Madonna's authorship

Landon Palmer, professor at University of Alabama, comments her impact in popular culture include areas like publishing realm.[138] Madonna herself, had been inspired by diverse poets and authors developing an "intense interest in poetry" while many of her songs have roots in poetry and philosophy.[139]

She achieved various industry records with her books. Her first book Sex became the best and fastest-selling coffee table book.[140][141] It had the largest initial release of any illustrated book and remains as one of the most in-demand out-of-print publications of all time.[142][143] Two of her children books are among the largest publishing titles in history by its number of translations. Alone The English Roses had the largest simultaneous multi-language debut for a book, with a target of more than 100 countries and 30 languages.[144] It became the fastest-selling picture book by a debutant children's author.[145]

Influence on others

Madonna has influenced editors like Natalia Mardero, whom was referred as Madonna's "goddaughter".

Madonna was one of the contributors to spread interest in Rumi's poetry according to publisher DK.[146] Novelists including Paulo Coelho and Lynne Truss have expressed admiration towards her.[147][148] With her success in children literature, Ed Pilkington from The Guardian felt that she "lured a host of other celebrities and publishers into the [children's book] market".[149]

By the 20th century, biographer Adam Sexton expressed that an author can't even write a book-length essay on the writer he's obsessed by without mentioning Madonna's name.[150] "Cut Madonna, and ink comes out", once described a Time contributor.[151] Madonna was also cited by a number of editors and authors as an influence. Having been an influence for him, Matthew Rettenmund made his publishing career debut writing about her in 1995.[152] Italian writer Francesco Falconi cited her as an influence and dedicated his non-fictional debut to a Madonna's biography.[153] Australian editor Marc Andrews, former contributor for Mediaweek was inspired by both Madonna and Kylie Minogue for transitioning from local to international coverage.[154] Madonna and Me (2012) by Jessica Valenti and Laura Barcella, as write critics Eric Weisbard and Steven Hyden, is a book about dozens of women writers tracing their relationship with Madonna over the years.[155][156] Writers and journalists have devoted articles discussing Madonna's influence on them, including Natalia Mardero and two 2018's articles from Belfast Telegraph and HuffPost.[157][158][159] A publication even referred to Mardero as Madonna's "goddaughter".[159]

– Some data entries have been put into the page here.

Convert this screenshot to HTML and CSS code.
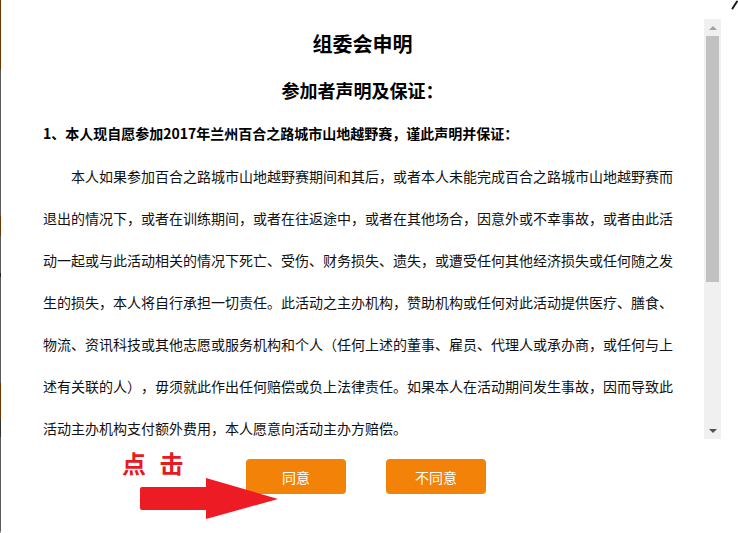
FILE: index.html
```html
<!DOCTYPE html>
<html lang="zh-CN">
<head>
<meta charset="utf-8">
<title>组委会申明</title>
<link rel="stylesheet" href="styles.css">
</head>
<body>
<div class="page">
  <div class="edge"></div>
  <div class="modal">
    <div class="scroller">
      <div class="content">
        <h1 class="title">组委会申明</h1>
        <h2 class="subtitle">参加者声明及保证：</h2>
        <p class="clause">1、本人现自愿参加2017年兰州百合之路城市山地越野赛，谨此声明并保证：</p>
        <p class="para">本人如果参加百合之路城市山地越野赛期间和其后，或者本人未能完成百合之路城市山地越野赛而退出的情况下，或者在训练期间，或者在往返途中，或者在其他场合，因意外或不幸事故，或者由此活动一起或与此活动相关的情况下死亡、受伤、财务损失、遗失，或遭受任何其他经济损失或任何随之发生的损失，本人将自行承担一切责任。此活动之主办机构，赞助机构或任何对此活动提供医疗、膳食、物流、资讯科技或其他志愿或服务机构和个人（任何上述的董事、雇员、代理人或承办商，或任何与上述有关联的人），毋须就此作出任何赔偿或负上法律责任。如果本人在活动期间发生事故，因而导致此活动主办机构支付额外费用，本人愿意向活动主办方赔偿。</p>
        <p class="clause">2、本人身体健康，适合参加本项赛事。</p>
      </div>
      <div class="scrollbar">
        <div class="sb-btn"><span class="arrow-up"></span></div>
        <div class="sb-track">
          <div class="sb-thumb"></div>
        </div>
        <div class="sb-btn"><span class="arrow-down"></span></div>
      </div>
    </div>
    <div class="actions">
      <button class="btn" type="button">同意</button>
      <button class="btn" type="button">不同意</button>
    </div>
    <div class="hint">点&nbsp;击</div>
    <svg class="hint-arrow" width="139" height="42" viewBox="0 0 139 42">
      <path d="M2,9 H66 V0 L138,21 L66,41 V32 H2 Q0,32 0,30 V11 Q0,9 2,9 Z" fill="#ed1c24"/>
    </svg>
  </div>
  <svg class="close" width="8" height="10" viewBox="0 0 8 10">
    <path d="M2.5,8.5 L7,1.5" stroke="#1a1a1a" stroke-width="2" stroke-linecap="round"/>
  </svg>
</div>
</body>
</html>
```
FILE: styles.css
```css
* { box-sizing: border-box; }
html, body {
  margin: 0;
  padding: 0;
  background: #fff;
}
body {
  font-family: "Noto Sans CJK SC", "Noto Sans", sans-serif;
  color: #111;
  overflow: hidden;
  text-spacing-trim: space-all;
}
.page {
  position: relative;
  display: flex;
  width: 738px;
  height: 533px;
}
.edge {
  width: 1px;
  flex: none;
  background: linear-gradient(to bottom,
    #6b3900 0 70px,
    #5a5a5a 70px 216px,
    #6b3900 216px 236px,
    #5a5a5a 236px 273px,
    #222 273px 277px,
    #5a5a5a 277px 383px,
    #6b3900 383px 420px,
    #333 420px 437px,
    #5a5a5a 437px 531px,
    #999 531px);
}
.modal {
  position: relative;
  flex: 1;
  padding: 19px 0 0 20px;
}
.scroller {
  display: flex;
  width: 700px;
  height: 420px;
}
.content {
  flex: 1;
  overflow: hidden;
  padding: 0 22px;
}
.title {
  margin: 11px 0 0;
  font-size: 20px;
  line-height: 28px;
  font-weight: 700;
  text-align: center;
  color: #000;
}
.subtitle {
  margin: 19px 0 0;
  font-size: 18px;
  line-height: 26px;
  font-weight: 700;
  text-align: center;
  color: #000;
}
.clause {
  margin: 20px 0 0;
  font-size: 14px;
  line-height: 20px;
  font-weight: 700;
  color: #000;
}
.para {
  margin: 12px 0 0;
  font-size: 14px;
  line-height: 42px;
  text-indent: 2em;
}
.scrollbar {
  width: 17px;
  flex: none;
  display: flex;
  flex-direction: column;
  background: #f0f0f0;
}
.sb-btn {
  height: 17px;
  flex: none;
  display: flex;
  align-items: center;
  justify-content: center;
}
.arrow-up {
  width: 0;
  height: 0;
  border-left: 4px solid transparent;
  border-right: 4px solid transparent;
  border-bottom: 4px solid #a3a3a3;
}
.arrow-down {
  width: 0;
  height: 0;
  border-left: 4px solid transparent;
  border-right: 4px solid transparent;
  border-top: 4px solid #505050;
  margin-top: 1px;
}
.sb-track {
  flex: 1;
  padding: 0 2px;
}
.sb-thumb {
  height: 246px;
  background: #c1c1c1;
}
.actions {
  display: flex;
  justify-content: center;
  gap: 40px;
  width: 700px;
  padding-right: 10px;
  margin-top: 20px;
}
.btn {
  width: 100px;
  height: 35px;
  border: none;
  border-radius: 4px;
  background: #f38208;
  color: #fff;
  font-family: "Noto Sans CJK SC", "Noto Sans", sans-serif;
  font-size: 14px;
  padding: 0;
}
.hint {
  position: absolute;
  left: 121px;
  top: 451px;
  font-size: 24px;
  line-height: 24px;
  font-weight: 700;
  color: #e8191f;
  white-space: nowrap;
  word-spacing: 8px;
}
.hint-arrow {
  position: absolute;
  left: 139px;
  top: 478px;
}
.close {
  position: absolute;
  left: 730px;
  top: 0;
}
```
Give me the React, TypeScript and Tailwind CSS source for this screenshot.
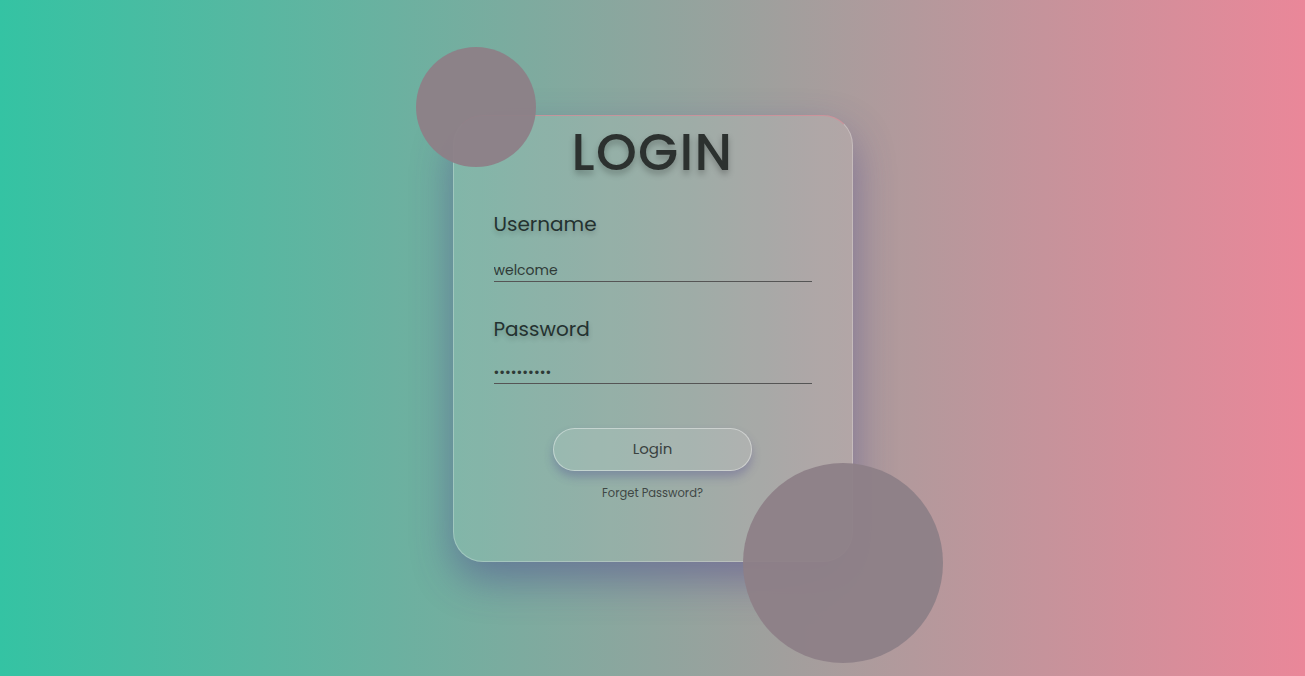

Associate professor Diane Pecknold in American Icons (2006) also notes she helped popularize words and phrases in the English lexicon, including the term wannabe, and Desesperately Seeking [...] considering media headlines.[38] People staffers said she "coined" the term for "Get rid of it".[160]

Visual media

Madonna with CeeLo Green and the Center Grove High School drum line during the 2012 halftime show

Her presence on TV, also achieved notable ratings, including then the highest-rated for an Arsenio Hall Show in 1990,[161] and then highest HBO's most-watched nonsports event ever with the broadcast of the Blond Ambition World Tour Live.[162] Madonna's halftime show of 2012, became then the most-watched in the event's history, and remains one of the 10 most-watched as of 2023.[163]

VH1

Madonna was an important figure for VH1 been called one of VH1's all-time top artists who personified the VH1 audience.[164] In 1995, she participated along with Sting and Sheryl Crow in channel's most important consumer advertising campaign since the network's launch in 1985. The network of 50 million households by that time, described her presence in the campaign "lends undeniable star power to the spots" and also "imbues the network with the kind of credibility".[164]

MTV

[She] gave the MTV Video Music Awards a still-standing reputation as home to the most shocking moments ever seen on an awards show [and] planted MTV's flag firmly in the pop culture landscape. (Thanks, Madge!).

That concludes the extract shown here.